第二百二十七段

■ 原文

六時礼讃は、法然上人の弟子、安楽といひける僧、経文を集めて作りて、勤めにしけり。その後、太秦善観房といふ僧、節博士を定めて、声明になせり。一念の念仏の最初なり。後嵯峨院の御代より始まれり。法事讃も、同じく、善観房始めたるなり。


■ 注釈

1 六時礼讃
 ・浄土宗の法要のひとつ。一日を六つに分けて浄土往生の念仏を唱える。

参照:六時礼讃 - Wikipedia

2 法然上人
 ・第三十九段に登場。本名は源空法然房と名乗った。岡山生まれのお坊さん。浄土宗を開いた。

参照:法然 - Wikipedia

3 安楽
 ・法然の弟子。法名は遵西。後鳥羽上皇の留守中に御所の女房を出家させ、上皇の逆鱗に触れ、六条河原で処刑され羅切、及び斬首される。

参照:遵西 - Wikipedia

4 太秦善観房
 ・京都市右京区太秦にある広隆寺の僧か。

参照:広隆寺 - Wikipedia

5 節博士
 ・詞章の隣に調子の高低、長短を記した符号。
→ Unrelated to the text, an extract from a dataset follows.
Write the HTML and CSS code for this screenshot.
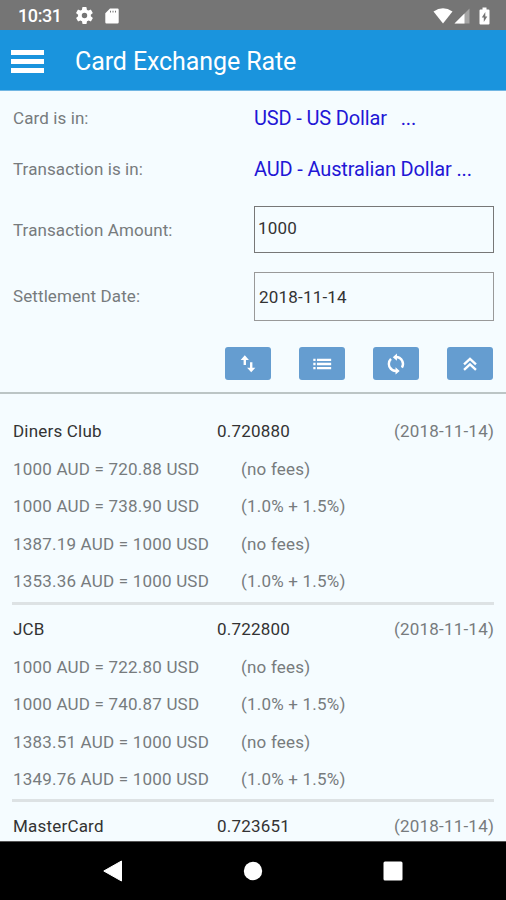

ネウマ符。

参照:ネウマ譜 - Wikipedia

6 後嵯峨院の御代
 ・後嵯峨天皇の在位期間。一二四二年から一二四六年まで。

参照:後嵯峨天皇 - Wikipedia

7 法事讃
 ・『転経行道願往生浄土法事讃』の略で、浄土転経行道の善行が記された書。

参照:浄土教 - Wikipedia


■ 現代語訳

六時の礼賛は、法然の弟子の安楽という僧が経文を集めて作り、日々の修行にしていたのが起源である。のちに、太秦の善観房という僧がアクシデンタルを追加して楽譜にした。これが一発で昇天できるという「一念の念仏」の始まりである。後嵯峨天皇の時代のことだ。「法事讃」を楽譜にしたのも善観房である。